Rawson: Sure. So, as you mentioned, we've seen this consistent selling out of equity funds and consistent inflows into bond funds. Investors are looking toward intermediate-term bond funds. They are also looking to take a little bit more risk in their bond-fund categories, going into emerging-markets bond-fund categories. The bank-loan [fund category] has also been a winner. High yield has been very successful year to date, even though last month, we did see some profit taking from high yield, so they experienced about $3 billion worth of outflows last month. And it's not surprising because high yield has run up so strongly so far this year.

Benz: Yields are so low on so many of these products, especially sort of those core intermediate-term funds. What's your sense of what investors are thinking in terms of preferring bond funds and what has been a very good year for the equity markets?

Rawson: Well, I think it's that fear.
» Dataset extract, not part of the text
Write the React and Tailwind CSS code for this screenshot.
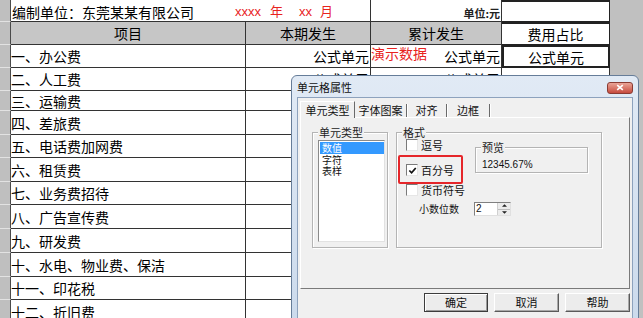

Investors still have this fear of the volatility that's in the markets, and perhaps there is some fear of potential changes in the tax code. So, the stock market has been up, perhaps people are using this as an opportunity to sell stocks now ahead of potential changes in the tax code. And so we actually saw a pretty big flow into money market funds last month, about $73 billion, which was one of the largest flows into money markets for a single month for over a year.

Benz: Are you concerned about some of the flows we've seen into the higher-risk fixed-income categories that investors are maybe barreling in there in search of higher payouts than they can get on the high-quality bonds and bond funds but maybe they're not fully acknowledging the risks?

Rawson: That certainly is a risk that investors aren't fully aware of the role of bonds in their portfolios and how the different bond categories stack up in terms of risk return. We know government bonds traditionally have been the safe anchor portion of your portfolio; for emerging-markets bonds, bank loans, high-yield bonds, those categories tend to be a little bit more correlated to risk in the market. If we were to see a massive sell-off in stocks, those bond categories probably wouldn't hold up as well, and so, investors' portfolios probably aren't going to be as safe as they would have been had they had been fully invested in government-type bonds.

Now, of course, there is the argument that government bonds are now riskier than they had been in the past. Certainly yields are very low, and there is a potential that yields could spike. Also, there is a potential that there could be inflation. So, people have changed their perception about bonds in general.